If my winter self could sit down across from my summer self, I imagine the conversation would be… gentle.

Not dramatic. Not confrontational. Just steady.

Winter wouldn’t lecture. She’d just clear her throat, wrap her hands around something warm, and say a few things that probably need to be heard.

“You don’t have to say yes to everything.”

Summer has a way of expanding.

More light. More invitations. More projects. More momentum.

And summer me tends to rise to meet it. She says yes to the extra drive, the later evening, the extra idea.

Winter me? She squints at that.

She knows that not every open door needs to be walked through.

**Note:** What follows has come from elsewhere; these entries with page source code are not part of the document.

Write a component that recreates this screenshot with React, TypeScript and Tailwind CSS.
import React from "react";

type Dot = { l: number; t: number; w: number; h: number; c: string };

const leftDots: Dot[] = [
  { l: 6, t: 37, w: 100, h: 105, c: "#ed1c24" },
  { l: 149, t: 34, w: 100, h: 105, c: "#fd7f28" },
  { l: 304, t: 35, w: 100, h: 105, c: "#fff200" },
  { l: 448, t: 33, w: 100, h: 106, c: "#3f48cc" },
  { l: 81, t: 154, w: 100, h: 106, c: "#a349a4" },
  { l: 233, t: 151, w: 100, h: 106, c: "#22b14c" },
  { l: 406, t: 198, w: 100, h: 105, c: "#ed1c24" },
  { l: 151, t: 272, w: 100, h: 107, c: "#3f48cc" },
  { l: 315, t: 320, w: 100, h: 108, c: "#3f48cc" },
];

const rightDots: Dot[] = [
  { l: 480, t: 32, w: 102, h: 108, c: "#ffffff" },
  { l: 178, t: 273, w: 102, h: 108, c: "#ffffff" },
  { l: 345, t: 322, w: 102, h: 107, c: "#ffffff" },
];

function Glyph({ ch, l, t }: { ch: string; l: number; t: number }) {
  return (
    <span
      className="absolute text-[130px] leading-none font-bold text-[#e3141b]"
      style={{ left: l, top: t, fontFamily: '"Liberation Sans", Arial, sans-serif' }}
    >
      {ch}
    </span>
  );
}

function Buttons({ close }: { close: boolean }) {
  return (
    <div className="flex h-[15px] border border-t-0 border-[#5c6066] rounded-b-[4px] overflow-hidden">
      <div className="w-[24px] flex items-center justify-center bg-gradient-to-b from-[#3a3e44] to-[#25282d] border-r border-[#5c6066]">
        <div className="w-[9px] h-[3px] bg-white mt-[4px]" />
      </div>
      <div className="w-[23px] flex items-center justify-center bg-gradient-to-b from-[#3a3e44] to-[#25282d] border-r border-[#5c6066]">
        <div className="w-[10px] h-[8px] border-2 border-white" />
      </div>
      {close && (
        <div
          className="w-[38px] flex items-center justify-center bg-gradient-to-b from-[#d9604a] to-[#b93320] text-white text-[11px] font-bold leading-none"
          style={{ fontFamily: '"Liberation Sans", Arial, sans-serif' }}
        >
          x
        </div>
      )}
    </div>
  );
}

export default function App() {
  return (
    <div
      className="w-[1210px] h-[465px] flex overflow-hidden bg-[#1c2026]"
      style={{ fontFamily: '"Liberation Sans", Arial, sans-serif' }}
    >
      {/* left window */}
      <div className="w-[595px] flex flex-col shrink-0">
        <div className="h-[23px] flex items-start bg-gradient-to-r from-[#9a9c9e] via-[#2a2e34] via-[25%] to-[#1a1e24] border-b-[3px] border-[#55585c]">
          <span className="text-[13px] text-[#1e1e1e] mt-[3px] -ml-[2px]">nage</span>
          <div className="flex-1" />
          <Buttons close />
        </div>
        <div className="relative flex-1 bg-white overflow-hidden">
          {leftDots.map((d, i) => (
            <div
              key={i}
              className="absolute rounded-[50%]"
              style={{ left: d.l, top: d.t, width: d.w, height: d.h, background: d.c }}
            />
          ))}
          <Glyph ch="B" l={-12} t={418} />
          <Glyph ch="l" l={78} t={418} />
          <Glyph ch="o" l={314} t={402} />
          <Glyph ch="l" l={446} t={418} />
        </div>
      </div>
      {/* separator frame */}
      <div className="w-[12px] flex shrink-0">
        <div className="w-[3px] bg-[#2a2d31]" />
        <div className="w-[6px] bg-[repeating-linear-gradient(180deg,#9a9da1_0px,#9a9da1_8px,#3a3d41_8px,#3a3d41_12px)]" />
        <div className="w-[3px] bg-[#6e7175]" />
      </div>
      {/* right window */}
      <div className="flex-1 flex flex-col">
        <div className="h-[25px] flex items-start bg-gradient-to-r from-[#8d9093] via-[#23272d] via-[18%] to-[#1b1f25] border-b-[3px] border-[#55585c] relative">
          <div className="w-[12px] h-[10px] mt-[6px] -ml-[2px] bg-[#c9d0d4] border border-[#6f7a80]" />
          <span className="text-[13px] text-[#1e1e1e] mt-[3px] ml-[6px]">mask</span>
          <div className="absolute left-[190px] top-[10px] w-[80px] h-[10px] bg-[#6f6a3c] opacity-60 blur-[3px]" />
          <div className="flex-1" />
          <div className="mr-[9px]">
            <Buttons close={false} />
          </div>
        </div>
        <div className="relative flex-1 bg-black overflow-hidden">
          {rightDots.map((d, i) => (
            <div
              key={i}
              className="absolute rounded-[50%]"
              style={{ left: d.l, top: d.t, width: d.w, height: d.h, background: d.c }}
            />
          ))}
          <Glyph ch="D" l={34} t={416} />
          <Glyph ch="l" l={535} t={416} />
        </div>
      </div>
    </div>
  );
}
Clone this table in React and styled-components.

She’d remind summer that energy is not the same thing as capacity.

“Rest before you’re tired.”

Summer me believes she can outrun exhaustion.

Longer days feel like borrowed time. There’s always one more thing to do before the sun dips.

Winter me has learned that waiting until you’re depleted is not a badge of honor.

She’d suggest resting earlier. Sitting sooner. Leaving before you feel wrung out.

“Not everything needs to grow.”

Summer is obsessed with growth.

Plants, plans, ideas, expectations.

Everything feels like it should expand.

Winter me would gently interrupt.

Some things don’t need to grow. Some things need to deepen. Some things need to stay exactly as they are.

Growth is loud. Stability is quiet. Both matter.

“You don’t need to fill every empty space.”

Summer fills the calendar. Winter protects it.

Summer me gets uncomfortable with blank days. Winter me knows blank space is where clarity shows up.

She’d tell summer that silence isn’t wasteful. It’s restorative.

“Momentum is not the same as meaning.”

Summer loves movement.

Progress. Visible results. Forward motion.

Winter has watched enough seasons to know that motion doesn’t always equal alignment.

Sometimes the most meaningful things happen slowly. Quietly. Without anyone noticing.

“The light will come back.”

Winter would smile at summer here.

Because summer forgets that light is temporary too.

The long evenings. The golden glow. The energy surge.

Winter knows both abundance and scarcity are seasonal.

Neither lasts forever.

“You’re allowed to change pace.”

Summer self moves quickly. Winter self moves deliberately.

Neither is wrong.

But winter would want summer to know: You are not obligated to maintain one speed year-round.

It’s okay to adjust. It’s okay to pull back. It’s okay to conserve.

What I imagine summer would say back

Summer would probably laugh and remind winter that joy matters too.

That spontaneity isn’t reckless. That energy can be used generously. That warmth isn’t something to brace against.

And winter would agree.

Because this isn’t about choosing one over the other.

It’s about remembering they both belong.

What I’ve learned

Every season carries wisdom the other forgets.

Summer teaches openness. Winter teaches discernment.

Summer expands. Winter refines.

And somewhere between the two is the version of us that knows when to push forward and when to pause.

If my winter self could talk to my summer self, she wouldn’t try to change her.

She’d just remind her:

Pace yourself. Protect what matters.

And remember that every season turns.